We needed Ricardo, I needed Ricardo, and not just to set the standard for what real jiu-jitsu is in Northeast Ohio, although of course that was part of it. Because yes, there was jiu-jitsu in Ohio, kind of, but Ricardo came here and showed everybody how it's done in the real world. Something as simple as how do you know you've passed the guard? You know you've passed the guard when you're chest to chest. Not when you're hovering in the air somewhere, not when you're in Starbucks sipping a latte, you've passed the guard when you're chest to chest and in the drills, if you didn't finish chest to chest, if you were a millimeter from the guy's chest, you lost and the other guy won. Period.

And you'd be surprised how many people don't know that.

We each needed Ricardo for our own reasons, I guess. I lost my father and gained a teacher, all in the same week. Thanks, God, you're a pal. And I think every one of Ricardo's students probably has a story to tell, and as I said, I'm telling my story not because I think I'm the exception, but because I'm the rule.

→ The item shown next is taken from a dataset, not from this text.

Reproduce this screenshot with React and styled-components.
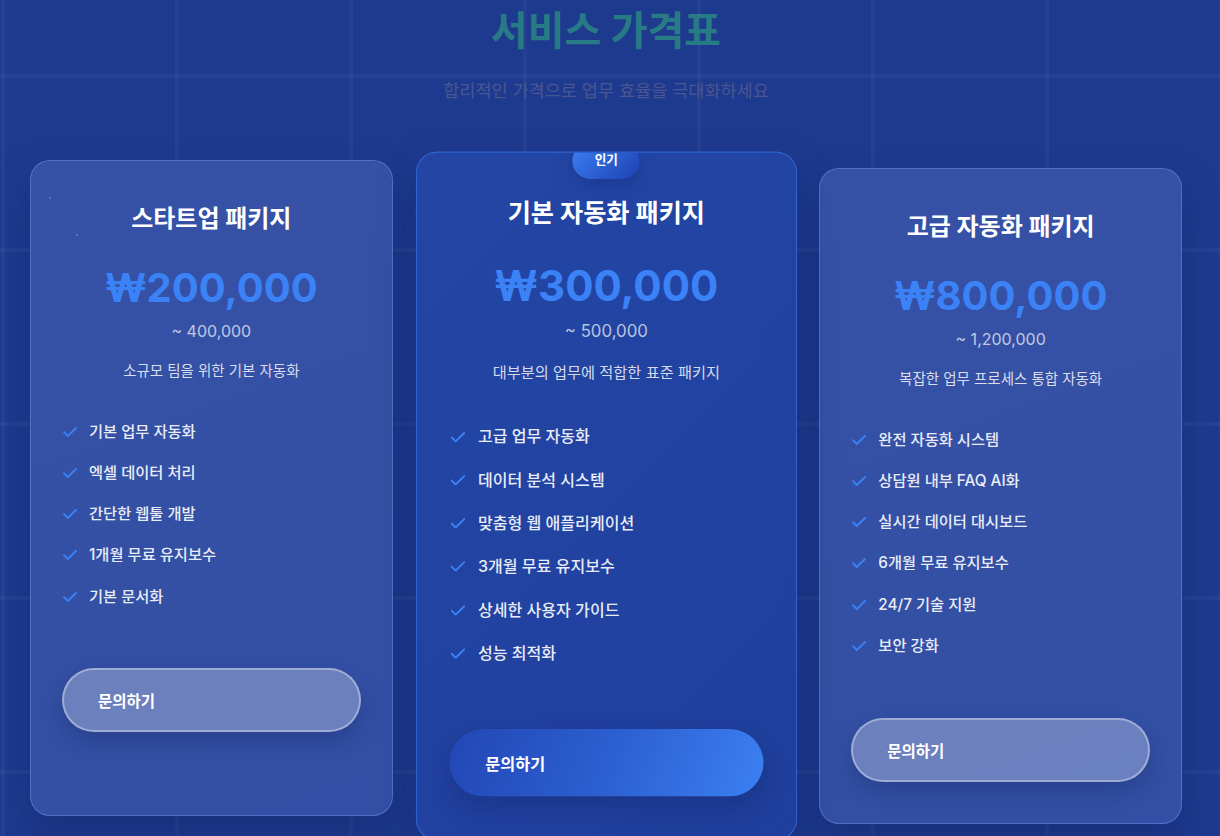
import styled, { createGlobalStyle } from "styled-components";

const GlobalStyle = createGlobalStyle`
  html, body {
    margin: 0;
    padding: 0;
    overflow: hidden;
    background: #1e3a8f;
  }
  body {
    font-family: "Inter", "Noto Sans CJK KR", sans-serif;
  }
  * {
    box-sizing: border-box;
  }
`;

const Section = styled.section`
  width: 1220px;
  height: 836px;
  padding: 7px 38px 0 30px;
  background-color: #1e3a8f;
  background-image:
    linear-gradient(rgba(255, 255, 255, 0.035) 4px, transparent 4px),
    linear-gradient(90deg, rgba(255, 255, 255, 0.035) 4px, transparent 4px);
  background-size: 174px 174px;
  background-position: 1px 74px;
  overflow: hidden;
`;

const Header = styled.header`
  text-align: center;
`;

const Title = styled.h2`
  margin: 0;
  font-size: 40px;
  line-height: 48px;
  font-weight: 700;
  color: #287a84;
`;

const Subtitle = styled.p`
  margin: 24px 0 0;
  font-size: 17.5px;
  line-height: 24px;
  color: #4a5690;
`;

const Grid = styled.div`
  display: grid;
  grid-template-columns: repeat(3, 1fr);
  gap: 32px;
  margin-top: 65px;
  align-items: stretch;
`;

const Card = styled.article`
  position: relative;
  overflow: hidden;
  display: flex;
  flex-direction: column;
  align-items: stretch;
  padding: 42px 32px 41px;
  border-radius: 20px;
  text-align: center;
  background: ${(p) =>
    p.$popular
      ? "linear-gradient(135deg, #2346a4 0%, #2142a0 60%, #1f3f9c 100%)"
      : "linear-gradient(160deg, #3651a6 0%, #3450a4 60%, #3350a6 100%)"};
  border: 1px solid
    ${(p) => (p.$popular ? "rgba(59, 130, 246, 0.55)" : "rgba(120, 150, 240, 0.45)")};
  box-shadow: 0 20px 40px rgba(10, 20, 70, 0.25);
  transform: ${(p) => (p.$popular ? "scale(1.05)" : `translateY(${p.$shift || 0}px)`)};
  z-index: ${(p) => (p.$popular ? 2 : 1)};
`;

const Badge = styled.span`
  position: absolute;
  top: -9px;
  left: 50%;
  transform: translateX(-50%);
  width: 64px;
  height: 34px;
  border-radius: 17px;
  padding-top: 8px;
  background: linear-gradient(135deg, #3b82f6, #1e40af);
  box-shadow: 0 6px 14px rgba(20, 40, 120, 0.35);
  color: #fff;
  font-size: 12px;
  font-weight: 700;
  line-height: 16px;
`;

const Dot = styled.span`
  position: absolute;
  width: 2px;
  height: 2px;
  border-radius: 50%;
  background: #2fb3a8;
  opacity: 0.8;
`;

const Name = styled.h3`
  margin: 0;
  font-size: 24px;
  line-height: 32px;
  font-weight: 700;
  color: #ffffff;
`;

const Price = styled.div`
  margin-top: 28px;
  font-size: 40px;
  line-height: 50px;
  font-weight: 700;
  color: #3b82f6;
`;

const Range = styled.div`
  margin-top: 6px;
  font-size: 16px;
  line-height: 24px;
  color: rgba(255, 255, 255, 0.7);
`;

const Desc = styled.p`
  margin: 18px 0 0;
  font-size: 14.5px;
  line-height: 20px;
  color: rgba(255, 255, 255, 0.82);
`;

const Features = styled.ul`
  list-style: none;
  margin: 30px 0 0;
  padding: 0;
  text-align: left;
`;

const Feature = styled.li`
  display: flex;
  align-items: center;
  gap: 12px;
  padding: 8.65px 0;
  font-size: 15.3px;
  line-height: 24px;
  font-weight: 500;
  color: #e8ecf8;
`;

const CheckIcon = () => (
  <svg width="14" height="10" viewBox="0 0 14 10" fill="none">
    <path
      d="M1 5.2 4.8 9 13 1"
      stroke="#3b82f6"
      strokeWidth="1.8"
      strokeLinecap="round"
      strokeLinejoin="round"
    />
  </svg>
);

const Button = styled.button`
  margin: 51px -1px 0;
  height: 64px;
  padding: 0 0 0 34px;
  border-radius: 32px;
  text-align: left;
  font-family: inherit;
  font-size: 15.5px;
  font-weight: 700;
  color: #ffffff;
  cursor: pointer;
  border: ${(p) => (p.$primary ? "none" : "2px solid rgba(255, 255, 255, 0.35)")};
  background: ${(p) =>
    p.$primary
      ? "linear-gradient(110deg, #2247b4 0%, #2c5fd0 50%, #3b80f2 100%)"
      : "rgba(255, 255, 255, 0.28)"};
  box-shadow: 0 10px 24px rgba(10, 20, 70, 0.25);
`;

const plans = [
  {
    name: "스타트업 패키지",
    price: "₩200,000",
    range: "~ 400,000",
    desc: "소규모 팀을 위한 기본 자동화",
    shift: -8,
    dots: true,
    features: ["기본 업무 자동화", "엑셀 데이터 처리", "간단한 웹툴 개발", "1개월 무료 유지보수", "기본 문서화"],
  },
  {
    name: "기본 자동화 패키지",
    price: "₩300,000",
    range: "~ 500,000",
    desc: "대부분의 업무에 적합한 표준 패키지",
    popular: true,
    features: [
      "고급 업무 자동화",
      "데이터 분석 시스템",
      "맞춤형 웹 애플리케이션",
      "3개월 무료 유지보수",
      "상세한 사용자 가이드",
      "성능 최적화",
    ],
  },
  {
    name: "고급 자동화 패키지",
    price: "₩800,000",
    range: "~ 1,200,000",
    desc: "복잡한 업무 프로세스 통합 자동화",
    features: [
      "완전 자동화 시스템",
      "상담원 내부 FAQ AI화",
      "실시간 데이터 대시보드",
      "6개월 무료 유지보수",
      "24/7 기술 지원",
      "보안 강화",
    ],
  },
];

const PlanCard = ({ plan }) => (
  <Card $popular={plan.popular} $shift={plan.shift}>
    {plan.popular && <Badge>인기</Badge>}
    {plan.dots && (
      <>
        <Dot style={{ left: 18, top: 36 }} />
        <Dot style={{ left: 45, top: 73 }} />
      </>
    )}
    <Name>{plan.name}</Name>
    <Price>{plan.price}</Price>
    <Range>{plan.range}</Range>
    <Desc>{plan.desc}</Desc>
    <Features>
      {plan.features.map((f) => (
        <Feature key={f}>
          <CheckIcon />
          {f}
        </Feature>
      ))}
    </Features>
    <Button $primary={plan.popular}>문의하기</Button>
  </Card>
);

const App = () => {
  return (
    <>
      <GlobalStyle />
      <Section>
        <Header>
          <Title>서비스 가격표</Title>
          <Subtitle>합리적인 가격으로 업무 효율을 극대화하세요</Subtitle>
        </Header>
        <Grid>
          {plans.map((p) => (
            <PlanCard key={p.name} plan={p} />
          ))}
        </Grid>
      </Section>
    </>
  );
};

export default App;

With the catch being that when you've had the opportunity to train with Ricardo Pires, you become, automatically, the exception.

For those who have had the opportunity to train with Master Ricardo, this list should look familiar. For those who haven't yet had the opportunity, this list might give you a glimpse into the magic portal that some of us have had the good fortune to pass through.

10 THINGS RICARDO PIRES TAUGHT ME

1. DON'T GET THERE. "Ricardo, how do I get out of (whatever bad situation)?" Master Ricardo (big smile): Don't get there! This was Ricardo's leitmotiv during his time in Ohio and he himself always gave credit for it to his teacher, Carlson Gracie. The next step being, "But if I get there?" According to Master Ricardo, Master Carlson's answer to that was, "If you get there, pray. And when you pray, pray with faith!" In Northeast Ohio, "Don't get there" is a kind of secret code for initiates. If you say "Don't get there" on any mat in Northeast Ohio, you're almost guaranteed that someone will pop up and say, "Ricardo!" It's our version of "Open, Sesame!" to that magic portal that we seek.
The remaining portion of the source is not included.